Data segment
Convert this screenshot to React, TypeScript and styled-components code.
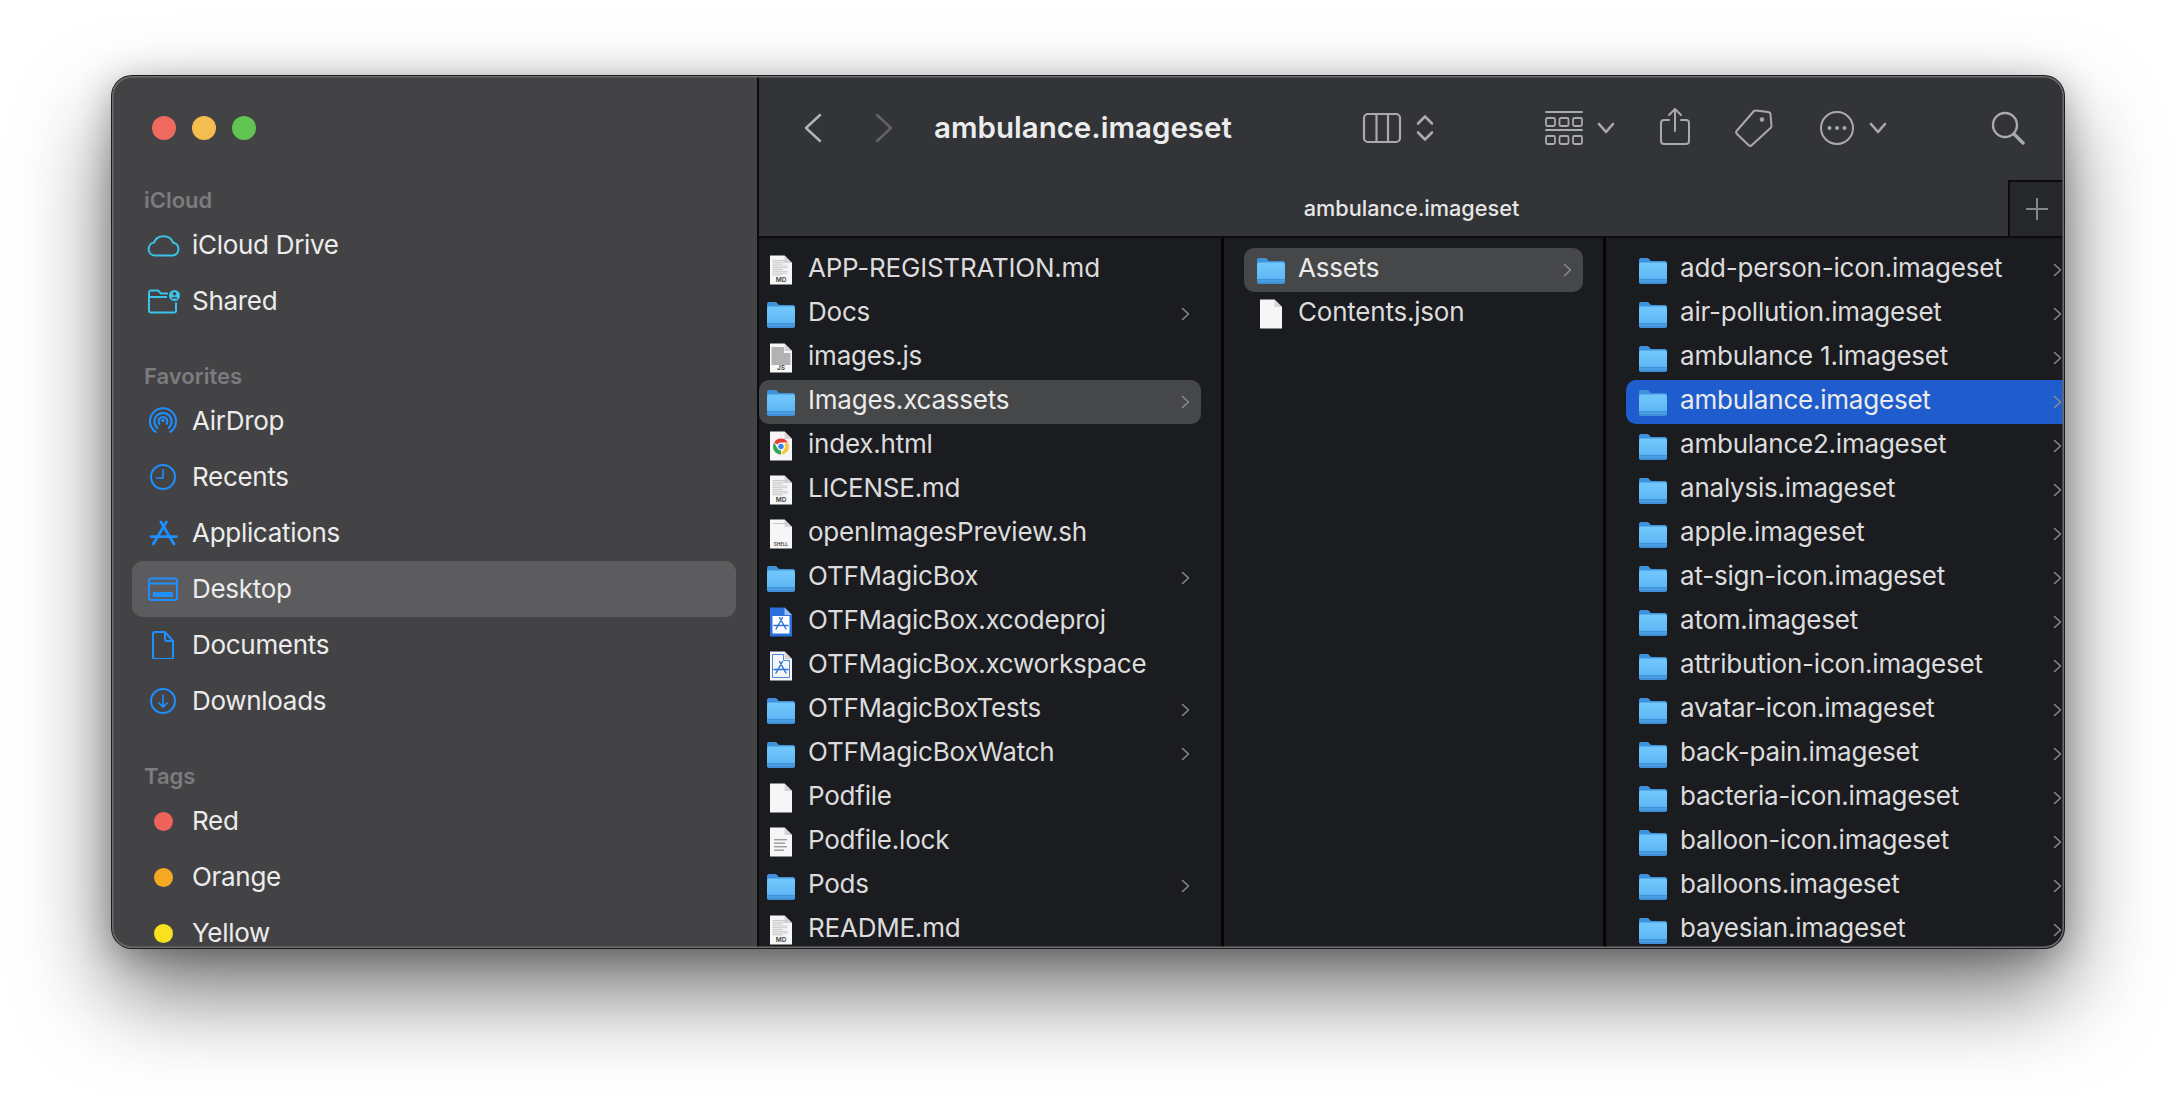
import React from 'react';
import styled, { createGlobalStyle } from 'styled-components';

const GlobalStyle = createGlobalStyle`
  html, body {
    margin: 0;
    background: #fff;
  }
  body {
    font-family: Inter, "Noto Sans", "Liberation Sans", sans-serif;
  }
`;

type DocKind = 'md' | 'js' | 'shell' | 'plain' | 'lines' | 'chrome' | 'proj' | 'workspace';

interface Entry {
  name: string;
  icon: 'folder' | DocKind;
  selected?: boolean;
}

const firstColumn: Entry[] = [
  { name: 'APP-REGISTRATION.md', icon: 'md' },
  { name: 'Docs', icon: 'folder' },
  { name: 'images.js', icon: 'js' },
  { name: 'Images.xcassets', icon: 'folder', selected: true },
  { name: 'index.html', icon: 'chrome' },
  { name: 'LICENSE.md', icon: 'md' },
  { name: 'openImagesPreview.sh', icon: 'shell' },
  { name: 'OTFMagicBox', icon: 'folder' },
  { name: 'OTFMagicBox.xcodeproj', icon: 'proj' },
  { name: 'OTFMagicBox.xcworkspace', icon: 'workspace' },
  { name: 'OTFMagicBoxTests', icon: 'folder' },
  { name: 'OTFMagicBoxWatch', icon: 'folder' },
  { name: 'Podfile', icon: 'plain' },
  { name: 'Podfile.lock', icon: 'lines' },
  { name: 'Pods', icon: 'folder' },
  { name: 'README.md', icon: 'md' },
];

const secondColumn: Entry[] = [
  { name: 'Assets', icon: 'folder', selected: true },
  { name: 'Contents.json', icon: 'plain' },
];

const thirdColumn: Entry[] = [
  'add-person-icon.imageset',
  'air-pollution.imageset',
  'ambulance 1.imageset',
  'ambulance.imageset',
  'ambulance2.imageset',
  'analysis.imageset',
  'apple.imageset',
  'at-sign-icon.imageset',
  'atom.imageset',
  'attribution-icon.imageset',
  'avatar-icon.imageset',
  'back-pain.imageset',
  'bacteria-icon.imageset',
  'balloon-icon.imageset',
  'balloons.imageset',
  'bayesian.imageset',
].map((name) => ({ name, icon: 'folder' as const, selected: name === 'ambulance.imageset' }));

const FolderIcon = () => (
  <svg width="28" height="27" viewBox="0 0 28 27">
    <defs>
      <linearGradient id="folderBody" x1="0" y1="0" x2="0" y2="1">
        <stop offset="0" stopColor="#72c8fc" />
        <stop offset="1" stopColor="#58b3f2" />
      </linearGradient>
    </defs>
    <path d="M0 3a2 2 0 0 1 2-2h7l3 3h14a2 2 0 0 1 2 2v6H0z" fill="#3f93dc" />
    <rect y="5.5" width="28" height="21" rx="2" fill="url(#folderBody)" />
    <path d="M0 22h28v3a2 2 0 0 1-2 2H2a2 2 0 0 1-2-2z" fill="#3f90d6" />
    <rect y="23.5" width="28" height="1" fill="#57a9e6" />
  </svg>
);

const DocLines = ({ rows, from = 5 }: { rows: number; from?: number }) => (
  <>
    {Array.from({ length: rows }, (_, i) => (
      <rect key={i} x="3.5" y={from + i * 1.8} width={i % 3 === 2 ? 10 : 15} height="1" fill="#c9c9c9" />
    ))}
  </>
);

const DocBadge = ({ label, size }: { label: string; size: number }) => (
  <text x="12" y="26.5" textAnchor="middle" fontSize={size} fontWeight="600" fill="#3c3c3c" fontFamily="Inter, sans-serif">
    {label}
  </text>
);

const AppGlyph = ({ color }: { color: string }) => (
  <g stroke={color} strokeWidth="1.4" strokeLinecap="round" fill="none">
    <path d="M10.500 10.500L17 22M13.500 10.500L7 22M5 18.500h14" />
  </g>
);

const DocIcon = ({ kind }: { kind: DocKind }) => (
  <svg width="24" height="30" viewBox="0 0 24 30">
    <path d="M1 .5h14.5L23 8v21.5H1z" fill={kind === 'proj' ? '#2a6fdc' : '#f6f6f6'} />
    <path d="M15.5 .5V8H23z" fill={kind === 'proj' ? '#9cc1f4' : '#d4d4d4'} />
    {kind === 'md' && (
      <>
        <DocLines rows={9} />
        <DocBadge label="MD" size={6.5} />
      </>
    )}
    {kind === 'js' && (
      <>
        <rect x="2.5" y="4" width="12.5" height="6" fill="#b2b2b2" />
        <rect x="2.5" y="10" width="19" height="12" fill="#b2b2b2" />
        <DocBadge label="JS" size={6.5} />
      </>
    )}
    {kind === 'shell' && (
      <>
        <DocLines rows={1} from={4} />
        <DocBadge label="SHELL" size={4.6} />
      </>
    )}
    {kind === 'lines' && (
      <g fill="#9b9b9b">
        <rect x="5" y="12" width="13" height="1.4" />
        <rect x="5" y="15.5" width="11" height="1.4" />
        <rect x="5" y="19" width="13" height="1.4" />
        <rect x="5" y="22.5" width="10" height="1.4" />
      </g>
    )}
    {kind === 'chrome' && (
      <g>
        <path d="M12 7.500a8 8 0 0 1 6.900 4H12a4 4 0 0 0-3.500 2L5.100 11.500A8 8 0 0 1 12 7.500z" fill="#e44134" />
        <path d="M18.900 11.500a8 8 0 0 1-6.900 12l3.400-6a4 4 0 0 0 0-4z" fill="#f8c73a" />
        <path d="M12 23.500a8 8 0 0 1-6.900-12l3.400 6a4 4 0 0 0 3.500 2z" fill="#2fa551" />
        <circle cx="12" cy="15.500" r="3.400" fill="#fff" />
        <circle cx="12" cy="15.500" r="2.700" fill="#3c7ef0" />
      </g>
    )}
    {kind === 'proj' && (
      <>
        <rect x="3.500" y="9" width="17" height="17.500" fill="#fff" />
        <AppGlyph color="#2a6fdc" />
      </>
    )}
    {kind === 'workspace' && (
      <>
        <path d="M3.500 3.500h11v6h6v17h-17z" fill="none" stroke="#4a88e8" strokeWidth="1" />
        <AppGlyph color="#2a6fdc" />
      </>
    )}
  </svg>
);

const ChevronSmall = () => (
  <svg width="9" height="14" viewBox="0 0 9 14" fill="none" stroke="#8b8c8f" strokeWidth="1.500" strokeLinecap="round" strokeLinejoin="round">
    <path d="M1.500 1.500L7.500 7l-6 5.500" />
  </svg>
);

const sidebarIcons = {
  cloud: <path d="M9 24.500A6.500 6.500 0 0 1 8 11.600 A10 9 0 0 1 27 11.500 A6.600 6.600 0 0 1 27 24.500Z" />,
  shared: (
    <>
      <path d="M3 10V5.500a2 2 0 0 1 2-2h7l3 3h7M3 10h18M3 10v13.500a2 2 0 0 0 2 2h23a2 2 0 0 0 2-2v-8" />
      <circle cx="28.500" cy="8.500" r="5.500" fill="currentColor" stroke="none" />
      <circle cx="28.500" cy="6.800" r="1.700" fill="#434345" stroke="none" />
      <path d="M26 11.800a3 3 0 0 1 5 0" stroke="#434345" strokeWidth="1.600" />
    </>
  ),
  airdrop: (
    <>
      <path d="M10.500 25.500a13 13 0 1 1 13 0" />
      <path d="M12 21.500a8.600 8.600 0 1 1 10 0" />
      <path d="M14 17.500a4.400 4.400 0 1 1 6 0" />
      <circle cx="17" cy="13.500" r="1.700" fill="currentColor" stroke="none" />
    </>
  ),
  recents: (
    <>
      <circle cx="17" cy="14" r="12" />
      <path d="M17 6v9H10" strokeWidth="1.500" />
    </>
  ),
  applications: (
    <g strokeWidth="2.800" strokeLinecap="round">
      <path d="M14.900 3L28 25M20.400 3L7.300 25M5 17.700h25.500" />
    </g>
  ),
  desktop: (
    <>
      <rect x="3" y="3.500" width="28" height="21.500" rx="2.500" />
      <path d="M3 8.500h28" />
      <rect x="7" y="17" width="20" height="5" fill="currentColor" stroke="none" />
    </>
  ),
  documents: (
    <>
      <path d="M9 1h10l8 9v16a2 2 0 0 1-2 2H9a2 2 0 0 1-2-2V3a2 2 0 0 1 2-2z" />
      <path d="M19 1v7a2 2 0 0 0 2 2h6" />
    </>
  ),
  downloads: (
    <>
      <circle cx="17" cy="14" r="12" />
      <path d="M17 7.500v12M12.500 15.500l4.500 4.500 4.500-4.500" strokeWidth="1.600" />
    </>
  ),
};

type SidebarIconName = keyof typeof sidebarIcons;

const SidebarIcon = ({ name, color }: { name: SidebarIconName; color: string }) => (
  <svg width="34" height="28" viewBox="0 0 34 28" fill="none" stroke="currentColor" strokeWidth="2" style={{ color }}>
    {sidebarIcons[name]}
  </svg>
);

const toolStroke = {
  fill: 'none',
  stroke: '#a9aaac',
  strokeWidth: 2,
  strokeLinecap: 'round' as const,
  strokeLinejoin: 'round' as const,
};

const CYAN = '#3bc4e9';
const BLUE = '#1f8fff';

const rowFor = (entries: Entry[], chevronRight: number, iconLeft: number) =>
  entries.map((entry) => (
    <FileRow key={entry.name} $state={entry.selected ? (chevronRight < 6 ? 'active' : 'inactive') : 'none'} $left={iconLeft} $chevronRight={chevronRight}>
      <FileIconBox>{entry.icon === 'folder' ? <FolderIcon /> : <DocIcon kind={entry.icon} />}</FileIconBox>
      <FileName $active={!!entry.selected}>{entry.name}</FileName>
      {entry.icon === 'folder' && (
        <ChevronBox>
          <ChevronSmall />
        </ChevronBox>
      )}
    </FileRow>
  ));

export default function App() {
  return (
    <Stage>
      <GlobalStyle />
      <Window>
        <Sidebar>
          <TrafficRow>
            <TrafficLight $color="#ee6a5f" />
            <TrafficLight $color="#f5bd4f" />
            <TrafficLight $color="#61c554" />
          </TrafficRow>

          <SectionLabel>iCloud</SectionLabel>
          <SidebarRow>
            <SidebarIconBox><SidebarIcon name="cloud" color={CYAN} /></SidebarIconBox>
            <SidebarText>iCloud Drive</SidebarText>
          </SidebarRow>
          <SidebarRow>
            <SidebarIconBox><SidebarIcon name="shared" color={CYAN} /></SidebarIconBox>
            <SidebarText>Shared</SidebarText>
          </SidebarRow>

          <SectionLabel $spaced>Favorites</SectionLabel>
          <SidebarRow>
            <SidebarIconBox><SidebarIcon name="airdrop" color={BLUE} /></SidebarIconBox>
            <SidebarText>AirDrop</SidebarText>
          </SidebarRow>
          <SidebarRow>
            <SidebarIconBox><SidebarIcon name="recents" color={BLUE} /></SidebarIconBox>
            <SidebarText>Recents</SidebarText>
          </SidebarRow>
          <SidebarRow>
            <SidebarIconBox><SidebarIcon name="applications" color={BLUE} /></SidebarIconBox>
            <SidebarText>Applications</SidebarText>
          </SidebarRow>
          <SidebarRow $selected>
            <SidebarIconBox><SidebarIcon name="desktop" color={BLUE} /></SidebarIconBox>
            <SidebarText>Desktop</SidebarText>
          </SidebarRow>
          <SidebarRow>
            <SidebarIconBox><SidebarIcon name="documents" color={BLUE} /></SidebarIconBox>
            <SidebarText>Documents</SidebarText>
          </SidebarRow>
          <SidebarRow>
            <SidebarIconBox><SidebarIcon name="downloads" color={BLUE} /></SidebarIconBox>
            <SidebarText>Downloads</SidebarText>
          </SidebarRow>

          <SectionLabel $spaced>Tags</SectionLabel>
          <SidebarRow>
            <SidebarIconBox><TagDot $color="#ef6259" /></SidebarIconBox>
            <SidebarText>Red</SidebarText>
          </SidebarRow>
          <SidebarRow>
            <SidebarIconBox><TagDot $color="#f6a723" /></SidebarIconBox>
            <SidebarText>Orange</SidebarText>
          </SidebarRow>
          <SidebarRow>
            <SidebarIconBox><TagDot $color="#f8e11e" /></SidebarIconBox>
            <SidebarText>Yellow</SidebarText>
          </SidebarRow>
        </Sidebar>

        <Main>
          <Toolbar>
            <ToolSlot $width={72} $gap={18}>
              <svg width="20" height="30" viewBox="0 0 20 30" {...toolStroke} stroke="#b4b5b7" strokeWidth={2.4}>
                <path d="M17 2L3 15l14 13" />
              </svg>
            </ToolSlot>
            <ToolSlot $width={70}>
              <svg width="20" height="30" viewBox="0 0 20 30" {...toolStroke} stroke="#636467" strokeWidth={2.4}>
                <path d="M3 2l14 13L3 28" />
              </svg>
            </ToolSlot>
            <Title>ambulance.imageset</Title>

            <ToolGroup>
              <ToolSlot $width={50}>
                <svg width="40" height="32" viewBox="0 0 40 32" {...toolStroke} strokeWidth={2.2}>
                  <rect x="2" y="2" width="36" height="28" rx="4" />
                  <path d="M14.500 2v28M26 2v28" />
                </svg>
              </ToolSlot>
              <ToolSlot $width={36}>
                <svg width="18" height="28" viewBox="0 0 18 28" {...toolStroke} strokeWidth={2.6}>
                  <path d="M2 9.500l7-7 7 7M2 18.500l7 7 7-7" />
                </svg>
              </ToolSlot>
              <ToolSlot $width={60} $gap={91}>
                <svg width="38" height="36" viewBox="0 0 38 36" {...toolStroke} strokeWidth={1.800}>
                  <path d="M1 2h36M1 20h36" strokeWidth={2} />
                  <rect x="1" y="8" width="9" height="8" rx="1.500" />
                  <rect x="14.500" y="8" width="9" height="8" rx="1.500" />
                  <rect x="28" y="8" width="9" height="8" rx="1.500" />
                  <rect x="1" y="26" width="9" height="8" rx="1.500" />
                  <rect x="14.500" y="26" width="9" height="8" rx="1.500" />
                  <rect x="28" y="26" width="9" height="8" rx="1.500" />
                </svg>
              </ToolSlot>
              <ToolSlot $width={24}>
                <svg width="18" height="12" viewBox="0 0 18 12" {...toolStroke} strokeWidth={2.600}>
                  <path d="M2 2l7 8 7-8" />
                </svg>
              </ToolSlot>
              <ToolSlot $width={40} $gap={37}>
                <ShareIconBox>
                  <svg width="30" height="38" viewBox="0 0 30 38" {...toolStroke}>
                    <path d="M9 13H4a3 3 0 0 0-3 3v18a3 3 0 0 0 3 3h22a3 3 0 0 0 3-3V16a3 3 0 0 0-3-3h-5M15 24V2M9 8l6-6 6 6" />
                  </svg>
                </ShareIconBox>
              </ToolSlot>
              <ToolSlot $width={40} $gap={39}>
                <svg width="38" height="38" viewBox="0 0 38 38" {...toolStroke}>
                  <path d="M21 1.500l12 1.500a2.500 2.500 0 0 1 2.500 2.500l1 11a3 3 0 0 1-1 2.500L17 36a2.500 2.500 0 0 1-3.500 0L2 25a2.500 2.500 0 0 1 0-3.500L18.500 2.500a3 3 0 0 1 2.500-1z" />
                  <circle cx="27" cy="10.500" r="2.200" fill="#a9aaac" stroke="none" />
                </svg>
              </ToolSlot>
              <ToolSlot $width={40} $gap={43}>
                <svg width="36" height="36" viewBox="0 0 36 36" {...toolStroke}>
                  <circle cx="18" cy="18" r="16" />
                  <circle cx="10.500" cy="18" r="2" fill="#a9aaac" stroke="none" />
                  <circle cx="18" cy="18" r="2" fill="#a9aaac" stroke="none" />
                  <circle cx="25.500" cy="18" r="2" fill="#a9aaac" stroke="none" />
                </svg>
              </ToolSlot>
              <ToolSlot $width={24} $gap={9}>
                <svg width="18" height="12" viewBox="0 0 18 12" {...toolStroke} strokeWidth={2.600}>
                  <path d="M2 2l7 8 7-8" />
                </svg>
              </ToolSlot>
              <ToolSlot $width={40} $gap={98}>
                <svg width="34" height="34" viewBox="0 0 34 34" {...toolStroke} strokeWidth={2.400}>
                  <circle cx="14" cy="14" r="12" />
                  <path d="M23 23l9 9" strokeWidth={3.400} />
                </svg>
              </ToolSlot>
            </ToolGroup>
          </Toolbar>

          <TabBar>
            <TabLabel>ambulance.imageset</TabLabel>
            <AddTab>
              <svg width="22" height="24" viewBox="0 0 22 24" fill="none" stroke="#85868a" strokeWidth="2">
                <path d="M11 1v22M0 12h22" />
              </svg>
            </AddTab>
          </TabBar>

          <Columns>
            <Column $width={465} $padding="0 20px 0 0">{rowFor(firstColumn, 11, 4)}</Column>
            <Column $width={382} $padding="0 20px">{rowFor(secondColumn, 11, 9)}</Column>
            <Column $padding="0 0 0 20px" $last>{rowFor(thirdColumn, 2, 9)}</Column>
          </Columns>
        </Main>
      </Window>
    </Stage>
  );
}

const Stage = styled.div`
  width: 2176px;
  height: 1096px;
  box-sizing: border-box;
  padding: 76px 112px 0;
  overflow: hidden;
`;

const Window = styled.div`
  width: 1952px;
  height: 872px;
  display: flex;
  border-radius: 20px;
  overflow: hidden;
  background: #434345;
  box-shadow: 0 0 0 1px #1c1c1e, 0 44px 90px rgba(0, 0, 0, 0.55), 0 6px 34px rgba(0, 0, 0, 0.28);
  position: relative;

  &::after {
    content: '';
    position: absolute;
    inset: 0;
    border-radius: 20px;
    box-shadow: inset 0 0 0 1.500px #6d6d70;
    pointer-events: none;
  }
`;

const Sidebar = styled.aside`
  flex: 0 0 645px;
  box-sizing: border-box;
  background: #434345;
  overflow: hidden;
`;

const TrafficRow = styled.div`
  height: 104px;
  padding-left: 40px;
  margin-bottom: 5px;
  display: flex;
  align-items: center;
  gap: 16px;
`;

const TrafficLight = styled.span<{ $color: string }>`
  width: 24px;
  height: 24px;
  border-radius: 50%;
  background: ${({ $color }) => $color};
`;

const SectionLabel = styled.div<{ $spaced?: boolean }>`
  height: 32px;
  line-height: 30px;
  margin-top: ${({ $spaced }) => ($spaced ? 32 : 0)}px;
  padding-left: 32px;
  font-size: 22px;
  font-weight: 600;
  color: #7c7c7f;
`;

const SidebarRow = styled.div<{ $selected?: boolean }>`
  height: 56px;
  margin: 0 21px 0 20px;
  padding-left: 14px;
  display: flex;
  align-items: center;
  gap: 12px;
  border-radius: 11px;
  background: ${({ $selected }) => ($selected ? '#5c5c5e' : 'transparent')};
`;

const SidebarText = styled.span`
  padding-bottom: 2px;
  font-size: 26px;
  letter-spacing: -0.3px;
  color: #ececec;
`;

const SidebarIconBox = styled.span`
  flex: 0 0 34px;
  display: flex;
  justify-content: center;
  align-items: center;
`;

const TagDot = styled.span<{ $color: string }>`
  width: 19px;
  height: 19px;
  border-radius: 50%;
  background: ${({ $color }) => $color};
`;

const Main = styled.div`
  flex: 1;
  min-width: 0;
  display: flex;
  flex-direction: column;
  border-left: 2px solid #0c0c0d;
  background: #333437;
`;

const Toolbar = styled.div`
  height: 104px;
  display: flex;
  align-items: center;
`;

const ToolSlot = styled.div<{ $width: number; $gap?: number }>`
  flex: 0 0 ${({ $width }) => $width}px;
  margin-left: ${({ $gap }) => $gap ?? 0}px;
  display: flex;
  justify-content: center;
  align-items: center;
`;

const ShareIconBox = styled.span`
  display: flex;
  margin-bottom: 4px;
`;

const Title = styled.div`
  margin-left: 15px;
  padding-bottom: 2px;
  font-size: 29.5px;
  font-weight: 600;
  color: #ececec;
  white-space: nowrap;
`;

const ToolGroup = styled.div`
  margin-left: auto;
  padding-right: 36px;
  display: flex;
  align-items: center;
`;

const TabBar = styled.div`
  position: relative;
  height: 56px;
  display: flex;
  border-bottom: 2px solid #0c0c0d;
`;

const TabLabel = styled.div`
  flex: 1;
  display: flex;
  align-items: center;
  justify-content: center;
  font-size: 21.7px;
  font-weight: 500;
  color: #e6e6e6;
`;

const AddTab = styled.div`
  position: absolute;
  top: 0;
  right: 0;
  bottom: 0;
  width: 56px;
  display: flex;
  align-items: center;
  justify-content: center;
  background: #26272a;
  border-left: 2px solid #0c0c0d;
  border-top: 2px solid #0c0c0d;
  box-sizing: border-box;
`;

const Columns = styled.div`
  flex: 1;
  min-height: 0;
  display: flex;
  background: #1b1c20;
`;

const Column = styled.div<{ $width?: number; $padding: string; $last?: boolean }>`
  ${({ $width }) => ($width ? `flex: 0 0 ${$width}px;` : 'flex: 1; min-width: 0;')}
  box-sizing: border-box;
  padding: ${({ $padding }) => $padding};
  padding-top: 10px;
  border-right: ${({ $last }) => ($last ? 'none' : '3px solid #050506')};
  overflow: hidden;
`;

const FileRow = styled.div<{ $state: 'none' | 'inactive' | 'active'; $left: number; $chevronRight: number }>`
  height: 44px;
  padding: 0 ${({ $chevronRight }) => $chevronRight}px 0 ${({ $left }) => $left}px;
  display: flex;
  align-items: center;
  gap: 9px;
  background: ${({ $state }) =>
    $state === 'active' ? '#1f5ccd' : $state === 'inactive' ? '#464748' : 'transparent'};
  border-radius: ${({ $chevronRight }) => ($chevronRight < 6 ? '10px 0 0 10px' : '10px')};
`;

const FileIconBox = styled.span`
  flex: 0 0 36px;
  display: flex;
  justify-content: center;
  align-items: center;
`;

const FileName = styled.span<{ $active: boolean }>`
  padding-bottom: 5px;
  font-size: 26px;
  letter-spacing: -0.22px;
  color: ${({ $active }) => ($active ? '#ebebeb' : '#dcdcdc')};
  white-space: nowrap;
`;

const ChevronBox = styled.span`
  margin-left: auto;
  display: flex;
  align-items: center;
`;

Task to carry out
Omitting all pictures, restate exactly the lines of the material from its start through the line that contains "type DocKind = 'md'".

Task response
Convert this screenshot to React, TypeScript and styled-components code.
import React from 'react';
import styled, { createGlobalStyle } from 'styled-components';

const GlobalStyle = createGlobalStyle`
  html, body {
    margin: 0;
    background: #fff;
  }
  body {
    font-family: Inter, "Noto Sans", "Liberation Sans", sans-serif;
  }
`;

type DocKind = 'md' | 'js' | 'shell' | 'plain' | 'lines' | 'chrome' | 'proj' | 'workspace';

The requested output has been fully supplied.